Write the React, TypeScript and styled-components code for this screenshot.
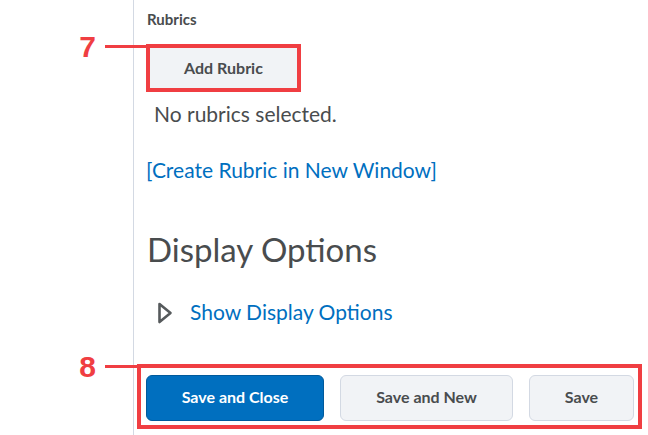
import React from 'react'
import styled, { createGlobalStyle } from 'styled-components'

const GlobalStyle = createGlobalStyle`
  html, body {
    margin: 0;
    padding: 0;
    background: #ffffff;
  }
  body {
    font-family: Lato, 'Noto Sans', sans-serif;
    color: #494c4e;
  }
`

const Page = styled.div`
  display: flex;
  width: 648px;
  height: 435px;
  overflow: hidden;
`

const Gutter = styled.div`
  width: 133px;
  flex-shrink: 0;
`

const Content = styled.div`
  flex: 1;
  border-left: 1px solid #d3d9e3;
  padding: 9px 0 0 12px;
  display: flex;
  flex-direction: column;
  align-items: flex-start;
`

const Label = styled.div`
  font-size: 15px;
  font-weight: 700;
  line-height: 20px;
  margin-left: 1px;
`

const Callout = styled.div<{ $gap?: number }>`
  position: relative;
  border: 4px solid #f03e42;
  margin-top: ${({ $gap }) => $gap ?? 0}px;
`

const Leader = styled.div<{ $length: number }>`
  position: absolute;
  top: -3px;
  left: -${({ $length }) => $length + 4}px;
  width: ${({ $length }) => $length}px;
  height: 3px;
  background: #f03e42;
`

const Marker = styled.div`
  position: absolute;
  right: calc(100% + 9px);
  top: 50%;
  transform: translateY(-50%);
  font-family: 'Liberation Sans', Arial, sans-serif;
  font-weight: 700;
  font-size: 30px;
  line-height: 30px;
  color: #f03e42;
`

const Button = styled.button<{ $primary?: boolean; $width: number }>`
  width: ${({ $width }) => $width}px;
  height: 46px;
  border-radius: 6px;
  border: 1px solid ${({ $primary }) => ($primary ? '#005a9c' : '#d3d9e3')};
  background: ${({ $primary }) => ($primary ? '#006fbf' : '#f1f3f6')};
  color: ${({ $primary }) => ($primary ? '#ffffff' : '#494c4e')};
  font-family: Lato, 'Noto Sans', sans-serif;
  font-weight: 700;
  font-size: 16px;
  padding: 0 0 4px;
`

const AddButton = styled(Button)`
  height: 40px;
  border-radius: 0;
  border: none;
  padding-bottom: 2px;
`

const Note = styled.div`
  font-size: 21px;
  line-height: 24px;
  margin: 10px 0 0 8px;
`

const Link = styled.a<{ $gap: number }>`
  font-size: 21px;
  line-height: 24px;
  color: #006fbf;
  text-decoration: none;
  margin-top: ${({ $gap }) => $gap}px;
`

const Heading = styled.h2`
  font-size: 33px;
  font-weight: 400;
  line-height: 40px;
  margin: 47px 0 0 1px;
`

const Toggle = styled.div`
  display: flex;
  align-items: center;
  gap: 17px;
  margin: 30px 0 0 11px;

  svg {
    margin-top: 3px;
  }
`

const FooterSlot = styled.div`
  margin: 40px 0 0 -9px;
`

const Footer = styled.div`
  display: flex;
  gap: 16px;
  padding: 7px 4px 4px 5px;
`

const Annotated = ({ n, length, gap, children }: { n: number; length: number; gap?: number; children: React.ReactNode }) => (
  <Callout $gap={gap}>
    <Leader $length={length}>
      <Marker>{n}</Marker>
    </Leader>
    {children}
  </Callout>
)

export default function App() {
  return (
    <Page>
      <GlobalStyle />
      <Gutter />
      <Content>
        <Label>Rubrics</Label>
        <Annotated n={7} length={41} gap={15}>
          <AddButton $width={147}>Add Rubric</AddButton>
        </Annotated>
        <Note>No rubrics selected.</Note>
        <Link href="#" $gap={32}>[Create Rubric in New Window]</Link>
        <Heading>Display Options</Heading>
        <Toggle>
          <svg width="16" height="22" viewBox="0 0 16 22">
            <path d="M2.5 2 L13.5 11 L2.5 20 Z" fill="none" stroke="#565a5c" strokeWidth="2.6" strokeLinejoin="round" />
          </svg>
          <Link href="#" $gap={0}>Show Display Options</Link>
        </Toggle>
        <FooterSlot>
          <Annotated n={8} length={32}>
            <Footer>
              <Button $primary $width={178}>Save and Close</Button>
              <Button $width={173}>Save and New</Button>
              <Button $width={105}>Save</Button>
            </Footer>
          </Annotated>
        </FooterSlot>
      </Content>
    </Page>
  )
}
________________
■ **REQUIREMENTS**
Copy the whole of the material above exactly, but not its images.

■ **FINISHED ANSWER**
Write the React, TypeScript and styled-components code for this screenshot.
import React from 'react'
import styled, { createGlobalStyle } from 'styled-components'

const GlobalStyle = createGlobalStyle`
  html, body {
    margin: 0;
    padding: 0;
    background: #ffffff;
  }
  body {
    font-family: Lato, 'Noto Sans', sans-serif;
    color: #494c4e;
  }
`

const Page = styled.div`
  display: flex;
  width: 648px;
  height: 435px;
  overflow: hidden;
`

const Gutter = styled.div`
  width: 133px;
  flex-shrink: 0;
`

const Content = styled.div`
  flex: 1;
  border-left: 1px solid #d3d9e3;
  padding: 9px 0 0 12px;
  display: flex;
  flex-direction: column;
  align-items: flex-start;
`

const Label = styled.div`
  font-size: 15px;
  font-weight: 700;
  line-height: 20px;
  margin-left: 1px;
`

const Callout = styled.div<{ $gap?: number }>`
  position: relative;
  border: 4px solid #f03e42;
  margin-top: ${({ $gap }) => $gap ?? 0}px;
`

const Leader = styled.div<{ $length: number }>`
  position: absolute;
  top: -3px;
  left: -${({ $length }) => $length + 4}px;
  width: ${({ $length }) => $length}px;
  height: 3px;
  background: #f03e42;
`

const Marker = styled.div`
  position: absolute;
  right: calc(100% + 9px);
  top: 50%;
  transform: translateY(-50%);
  font-family: 'Liberation Sans', Arial, sans-serif;
  font-weight: 700;
  font-size: 30px;
  line-height: 30px;
  color: #f03e42;
`

const Button = styled.button<{ $primary?: boolean; $width: number }>`
  width: ${({ $width }) => $width}px;
  height: 46px;
  border-radius: 6px;
  border: 1px solid ${({ $primary }) => ($primary ? '#005a9c' : '#d3d9e3')};
  background: ${({ $primary }) => ($primary ? '#006fbf' : '#f1f3f6')};
  color: ${({ $primary }) => ($primary ? '#ffffff' : '#494c4e')};
  font-family: Lato, 'Noto Sans', sans-serif;
  font-weight: 700;
  font-size: 16px;
  padding: 0 0 4px;
`

const AddButton = styled(Button)`
  height: 40px;
  border-radius: 0;
  border: none;
  padding-bottom: 2px;
`

const Note = styled.div`
  font-size: 21px;
  line-height: 24px;
  margin: 10px 0 0 8px;
`

const Link = styled.a<{ $gap: number }>`
  font-size: 21px;
  line-height: 24px;
  color: #006fbf;
  text-decoration: none;
  margin-top: ${({ $gap }) => $gap}px;
`

const Heading = styled.h2`
  font-size: 33px;
  font-weight: 400;
  line-height: 40px;
  margin: 47px 0 0 1px;
`

const Toggle = styled.div`
  display: flex;
  align-items: center;
  gap: 17px;
  margin: 30px 0 0 11px;

  svg {
    margin-top: 3px;
  }
`

const FooterSlot = styled.div`
  margin: 40px 0 0 -9px;
`

const Footer = styled.div`
  display: flex;
  gap: 16px;
  padding: 7px 4px 4px 5px;
`

const Annotated = ({ n, length, gap, children }: { n: number; length: number; gap?: number; children: React.ReactNode }) => (
  <Callout $gap={gap}>
    <Leader $length={length}>
      <Marker>{n}</Marker>
    </Leader>
    {children}
  </Callout>
)

export default function App() {
  return (
    <Page>
      <GlobalStyle />
      <Gutter />
      <Content>
        <Label>Rubrics</Label>
        <Annotated n={7} length={41} gap={15}>
          <AddButton $width={147}>Add Rubric</AddButton>
        </Annotated>
        <Note>No rubrics selected.</Note>
        <Link href="#" $gap={32}>[Create Rubric in New Window]</Link>
        <Heading>Display Options</Heading>
        <Toggle>
          <svg width="16" height="22" viewBox="0 0 16 22">
            <path d="M2.5 2 L13.5 11 L2.5 20 Z" fill="none" stroke="#565a5c" strokeWidth="2.6" strokeLinejoin="round" />
          </svg>
          <Link href="#" $gap={0}>Show Display Options</Link>
        </Toggle>
        <FooterSlot>
          <Annotated n={8} length={32}>
            <Footer>
              <Button $primary $width={178}>Save and Close</Button>
              <Button $width={173}>Save and New</Button>
              <Button $width={105}>Save</Button>
            </Footer>
          </Annotated>
        </FooterSlot>
      </Content>
    </Page>
  )
}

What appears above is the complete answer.